| WHAT IS EXPECTED |
Leave out the images; return the rest of the data exactly.

| DATA PROVIDED |
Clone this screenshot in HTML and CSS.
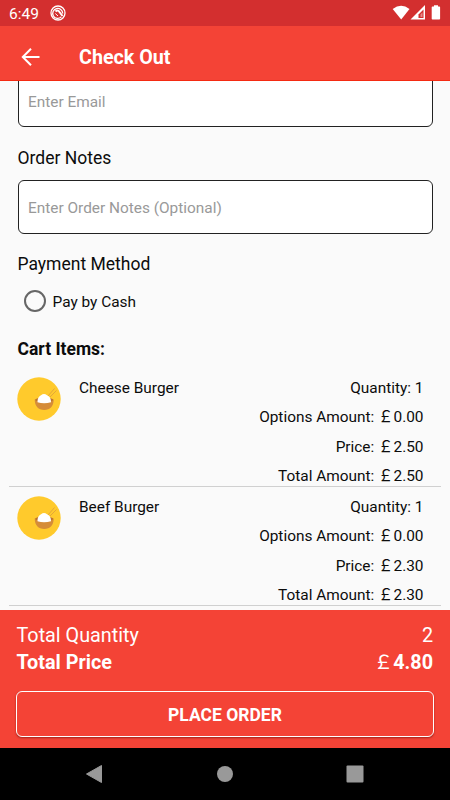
FILE: index.html
```html
<!DOCTYPE html>
<html lang="en">
<head>
<meta charset="utf-8">
<title>Check Out</title>
<link rel="stylesheet" href="styles.css">
</head>
<body>
<div class="screen">
  <div class="status">
    <span class="clock">6:49</span>
    <svg class="app-icon" width="16" height="16" viewBox="0 0 16 16" fill="none" stroke="#fff"><circle cx="8" cy="8" r="7" stroke-width="1.3"/><path d="M11.300 11.900A5 5 0 1 1 12.700 8.500" stroke-width="1.300"/><path d="M5.500 6.500Q8 4.500 9.500 7L12.500 11" stroke-width="2"/><path d="M5.300 8.500L8 11" stroke-width="1"/></svg>
    <svg class="signals" width="50" height="16" viewBox="0 0 50 16"><path d="M.7 4Q9.200-2.400 17.500 4L9.200 14.500Z" fill="#fff"/><path d="M33 0V14.500H18.500Z" fill="#fff"/><path d="M31.500 4.500V13H26.500V9.500Z" fill="#d32f2f"/><path d="M30.500 7.500V12H28.500V9.300Z" fill="#fff" opacity=".45"/><path d="M42 .2h4v1.300h1.300q.8 0 .8.800v11.400q0 .8-.8.800h-6.800q-.8 0-.8-.8V2.300q0-.8.800-.8H42Z" fill="#fff"/></svg>
  </div>
  <header class="appbar">
    <svg class="back" width="20" height="20" viewBox="0 0 20 20" fill="none" stroke="#fff" stroke-width="2"><path d="M18.500 10H2.500M10 1.800L1.800 10L10 18.200"/></svg>
    <h1 class="title">Check Out</h1>
  </header>
  <main class="content">
    <div class="field email">Enter Email</div>
    <h2 class="label">Order Notes</h2>
    <div class="field">Enter Order Notes (Optional)</div>
    <h2 class="label">Payment Method</h2>
    <div class="option"><span class="radio"></span><span class="option-text">Pay by Cash</span></div>
    <h2 class="label cart">Cart Items:</h2>
    <section class="item">
      <svg class="thumb" width="44" height="44" viewBox="0 0 44 44"><circle cx="22" cy="22" r="21.700" fill="#ffca2c"/><path d="M31 19L37.500 11.500M33 20L39.500 13.500" stroke="#e0a13c" stroke-width=".9"/><path d="M17.700 22.500H36.700C36.700 29 33 33 27.200 33S17.700 29 17.700 22.500Z" fill="#d58c38"/><ellipse cx="27.200" cy="22.800" rx="9" ry="2.300" fill="#b9722f"/><path d="M20.500 25.300C20.300 22 22 19 24 18.200Q27 16 30 18.200C32.500 19 34.200 22 34 25.300Q27 27 20.500 25.300Z" fill="#fff"/></svg>
      <div class="name">Cheese Burger</div>
      <div class="details"><div>Quantity: 1</div><div>Options Amount: <span class="pound">&#xFFE1;</span>0.00</div><div>Price: <span class="pound">&#xFFE1;</span>2.50</div><div>Total Amount: <span class="pound">&#xFFE1;</span>2.50</div></div>
    </section>
    <section class="item">
      <svg class="thumb" width="44" height="44" viewBox="0 0 44 44"><circle cx="22" cy="22" r="21.700" fill="#ffca2c"/><path d="M31 19L37.500 11.500M33 20L39.500 13.500" stroke="#e0a13c" stroke-width=".9"/><path d="M17.700 22.500H36.700C36.700 29 33 33 27.200 33S17.700 29 17.700 22.500Z" fill="#d58c38"/><ellipse cx="27.200" cy="22.800" rx="9" ry="2.300" fill="#b9722f"/><path d="M20.500 25.300C20.300 22 22 19 24 18.200Q27 16 30 18.200C32.500 19 34.200 22 34 25.300Q27 27 20.500 25.300Z" fill="#fff"/></svg>
      <div class="name">Beef Burger</div>
      <div class="details"><div>Quantity: 1</div><div>Options Amount: <span class="pound">&#xFFE1;</span>0.00</div><div>Price: <span class="pound">&#xFFE1;</span>2.30</div><div>Total Amount: <span class="pound">&#xFFE1;</span>2.30</div></div>
    </section>
  </main>
  <footer class="summary">
    <div class="line quantity"><span>Total Quantity</span><span>2</span></div>
    <div class="line price"><span>Total Price</span><span><span class="pound">&#xFFE1;</span>4.80</span></div>
    <button class="order">PLACE ORDER</button>
  </footer>
  <nav class="navbar">
    <svg width="18" height="20" viewBox="0 0 18 20"><path d="M15.500 1.500V18.500L.5 10Z" fill="#999" stroke="#999" stroke-linejoin="round"/></svg>
    <svg width="18" height="20" viewBox="0 0 18 20"><circle cx="9" cy="10" r="8" fill="#999"/></svg>
    <svg width="18" height="20" viewBox="0 0 18 20"><rect x=".5" y="1.500" width="17" height="17" rx="1" fill="#999"/></svg>
  </nav>
</div>
</body>
</html>
```
FILE: styles.css
```css
* { box-sizing: border-box; }
body { margin: 0; font-family: Roboto, "Noto Sans CJK SC", sans-serif; color: #0c0c0c; }
.screen { width: 450px; height: 800px; display: flex; flex-direction: column; overflow: hidden; background: #fafafa; }
.status { height: 26px; flex: none; display: flex; align-items: center; padding: 0 8px 0 9px; background: #d32f2f; color: #fff; }
.clock { font-size: 15.5px; width: 41px; padding-top: 2px; }
.signals { margin-left: auto; }
.appbar { height: 55px; flex: none; display: flex; align-items: center; padding: 7px 0 0 21px; background: #f44336; border-bottom: 1px solid #f42a12; color: #fff; }
.title { margin: 0 0 0 38px; padding-top: 2px; font-size: 19.7px; font-weight: 700; line-height: 24px; }
.content { height: 529px; flex: none; overflow: hidden; }
.field { height: 54px; margin: 0 17px 0 17.5px; padding: 1px 0 0 9.5px; border: 1px solid #222; border-radius: 6px; background: #fff; display: flex; align-items: center; font-size: 15.4px; color: #999; white-space: nowrap; }
.email { margin-top: -8px; margin-bottom: 1px; padding-top: 4px; }
.label { margin: 0 17.5px; height: 52px; line-height: 60px; font-size: 17.5px; font-weight: 400; }
.option { height: 30px; padding: 0 0 0 24px; display: flex; align-items: center; gap: 6.5px; font-size: 15.4px; }
.option-text { padding-top: 2px; }
.radio { width: 22px; height: 22px; border: 2px solid #666; border-radius: 50%; }
.cart { font-weight: 700; height: 52px; line-height: 66px; }
.item { height: 119px; margin: 0 9px; padding: 0 17.5px 0 8.5px; border-bottom: 1px solid #d0d0d0; display: flex; align-items: flex-start; font-size: 15.4px; line-height: 29.4px; }
.thumb { margin: 9px 0 0 -.5px; flex: none; }
.name { margin: 6px 0 0 18px; }
.details { margin: 6px 0 0 auto; text-align: right; }
.pound { font-family: "Noto Sans CJK SC"; font-weight: 400; line-height: 1; }
.summary { height: 138px; flex: none; background: #f44336; color: #fff; padding: 13px 17px 0 16.5px; }
.line { display: flex; justify-content: space-between; height: 26.5px; line-height: 26.5px; font-size: 19.8px; }
.price { font-weight: 700; }
.order { display: block; width: 418px; height: 46px; margin: 15px 0 0 -.5px; border: 1px solid #fff; border-radius: 6px; background: #f44336; color: #fff; font: 700 17.5px Roboto, sans-serif; box-shadow: 0 1px 2px rgba(80,0,0,.5); padding: 1px 0 0; }
.navbar { height: 52px; flex: none; background: #000; display: flex; justify-content: space-between; align-items: center; padding: 0 86px; }
```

| FULL RESPONSE |
Clone this screenshot in HTML and CSS.
FILE: index.html
```html
<!DOCTYPE html>
<html lang="en">
<head>
<meta charset="utf-8">
<title>Check Out</title>
<link rel="stylesheet" href="styles.css">
</head>
<body>
<div class="screen">
  <div class="status">
    <span class="clock">6:49</span>
    <svg class="app-icon" width="16" height="16" viewBox="0 0 16 16" fill="none" stroke="#fff"><circle cx="8" cy="8" r="7" stroke-width="1.3"/><path d="M11.300 11.900A5 5 0 1 1 12.700 8.500" stroke-width="1.300"/><path d="M5.500 6.500Q8 4.500 9.500 7L12.500 11" stroke-width="2"/><path d="M5.300 8.500L8 11" stroke-width="1"/></svg>
    <svg class="signals" width="50" height="16" viewBox="0 0 50 16"><path d="M.7 4Q9.200-2.400 17.500 4L9.200 14.500Z" fill="#fff"/><path d="M33 0V14.500H18.500Z" fill="#fff"/><path d="M31.500 4.500V13H26.500V9.500Z" fill="#d32f2f"/><path d="M30.500 7.500V12H28.500V9.300Z" fill="#fff" opacity=".45"/><path d="M42 .2h4v1.300h1.300q.8 0 .8.800v11.400q0 .8-.8.800h-6.800q-.8 0-.8-.8V2.300q0-.8.800-.8H42Z" fill="#fff"/></svg>
  </div>
  <header class="appbar">
    <svg class="back" width="20" height="20" viewBox="0 0 20 20" fill="none" stroke="#fff" stroke-width="2"><path d="M18.500 10H2.500M10 1.800L1.800 10L10 18.200"/></svg>
    <h1 class="title">Check Out</h1>
  </header>
  <main class="content">
    <div class="field email">Enter Email</div>
    <h2 class="label">Order Notes</h2>
    <div class="field">Enter Order Notes (Optional)</div>
    <h2 class="label">Payment Method</h2>
    <div class="option"><span class="radio"></span><span class="option-text">Pay by Cash</span></div>
    <h2 class="label cart">Cart Items:</h2>
    <section class="item">
      <svg class="thumb" width="44" height="44" viewBox="0 0 44 44"><circle cx="22" cy="22" r="21.700" fill="#ffca2c"/><path d="M31 19L37.500 11.500M33 20L39.500 13.500" stroke="#e0a13c" stroke-width=".9"/><path d="M17.700 22.500H36.700C36.700 29 33 33 27.200 33S17.700 29 17.700 22.500Z" fill="#d58c38"/><ellipse cx="27.200" cy="22.800" rx="9" ry="2.300" fill="#b9722f"/><path d="M20.500 25.300C20.300 22 22 19 24 18.200Q27 16 30 18.200C32.500 19 34.200 22 34 25.300Q27 27 20.500 25.300Z" fill="#fff"/></svg>
      <div class="name">Cheese Burger</div>
      <div class="details"><div>Quantity: 1</div><div>Options Amount: <span class="pound">&#xFFE1;</span>0.00</div><div>Price: <span class="pound">&#xFFE1;</span>2.50</div><div>Total Amount: <span class="pound">&#xFFE1;</span>2.50</div></div>
    </section>
    <section class="item">
      <svg class="thumb" width="44" height="44" viewBox="0 0 44 44"><circle cx="22" cy="22" r="21.700" fill="#ffca2c"/><path d="M31 19L37.500 11.500M33 20L39.500 13.500" stroke="#e0a13c" stroke-width=".9"/><path d="M17.700 22.500H36.700C36.700 29 33 33 27.200 33S17.700 29 17.700 22.500Z" fill="#d58c38"/><ellipse cx="27.200" cy="22.800" rx="9" ry="2.300" fill="#b9722f"/><path d="M20.500 25.300C20.300 22 22 19 24 18.200Q27 16 30 18.200C32.500 19 34.200 22 34 25.300Q27 27 20.500 25.300Z" fill="#fff"/></svg>
      <div class="name">Beef Burger</div>
      <div class="details"><div>Quantity: 1</div><div>Options Amount: <span class="pound">&#xFFE1;</span>0.00</div><div>Price: <span class="pound">&#xFFE1;</span>2.30</div><div>Total Amount: <span class="pound">&#xFFE1;</span>2.30</div></div>
    </section>
  </main>
  <footer class="summary">
    <div class="line quantity"><span>Total Quantity</span><span>2</span></div>
    <div class="line price"><span>Total Price</span><span><span class="pound">&#xFFE1;</span>4.80</span></div>
    <button class="order">PLACE ORDER</button>
  </footer>
  <nav class="navbar">
    <svg width="18" height="20" viewBox="0 0 18 20"><path d="M15.500 1.500V18.500L.5 10Z" fill="#999" stroke="#999" stroke-linejoin="round"/></svg>
    <svg width="18" height="20" viewBox="0 0 18 20"><circle cx="9" cy="10" r="8" fill="#999"/></svg>
    <svg width="18" height="20" viewBox="0 0 18 20"><rect x=".5" y="1.500" width="17" height="17" rx="1" fill="#999"/></svg>
  </nav>
</div>
</body>
</html>
```
FILE: styles.css
```css
* { box-sizing: border-box; }
body { margin: 0; font-family: Roboto, "Noto Sans CJK SC", sans-serif; color: #0c0c0c; }
.screen { width: 450px; height: 800px; display: flex; flex-direction: column; overflow: hidden; background: #fafafa; }
.status { height: 26px; flex: none; display: flex; align-items: center; padding: 0 8px 0 9px; background: #d32f2f; color: #fff; }
.clock { font-size: 15.5px; width: 41px; padding-top: 2px; }
.signals { margin-left: auto; }
.appbar { height: 55px; flex: none; display: flex; align-items: center; padding: 7px 0 0 21px; background: #f44336; border-bottom: 1px solid #f42a12; color: #fff; }
.title { margin: 0 0 0 38px; padding-top: 2px; font-size: 19.7px; font-weight: 700; line-height: 24px; }
.content { height: 529px; flex: none; overflow: hidden; }
.field { height: 54px; margin: 0 17px 0 17.5px; padding: 1px 0 0 9.5px; border: 1px solid #222; border-radius: 6px; background: #fff; display: flex; align-items: center; font-size: 15.4px; color: #999; white-space: nowrap; }
.email { margin-top: -8px; margin-bottom: 1px; padding-top: 4px; }
.label { margin: 0 17.5px; height: 52px; line-height: 60px; font-size: 17.5px; font-weight: 400; }
.option { height: 30px; padding: 0 0 0 24px; display: flex; align-items: center; gap: 6.5px; font-size: 15.4px; }
.option-text { padding-top: 2px; }
.radio { width: 22px; height: 22px; border: 2px solid #666; border-radius: 50%; }
.cart { font-weight: 700; height: 52px; line-height: 66px; }
.item { height: 119px; margin: 0 9px; padding: 0 17.5px 0 8.5px; border-bottom: 1px solid #d0d0d0; display: flex; align-items: flex-start; font-size: 15.4px; line-height: 29.4px; }
.thumb { margin: 9px 0 0 -.5px; flex: none; }
.name { margin: 6px 0 0 18px; }
.details { margin: 6px 0 0 auto; text-align: right; }
.pound { font-family: "Noto Sans CJK SC"; font-weight: 400; line-height: 1; }
.summary { height: 138px; flex: none; background: #f44336; color: #fff; padding: 13px 17px 0 16.5px; }
.line { display: flex; justify-content: space-between; height: 26.5px; line-height: 26.5px; font-size: 19.8px; }
.price { font-weight: 700; }
.order { display: block; width: 418px; height: 46px; margin: 15px 0 0 -.5px; border: 1px solid #fff; border-radius: 6px; background: #f44336; color: #fff; font: 700 17.5px Roboto, sans-serif; box-shadow: 0 1px 2px rgba(80,0,0,.5); padding: 1px 0 0; }
.navbar { height: 52px; flex: none; background: #000; display: flex; justify-content: space-between; align-items: center; padding: 0 86px; }
```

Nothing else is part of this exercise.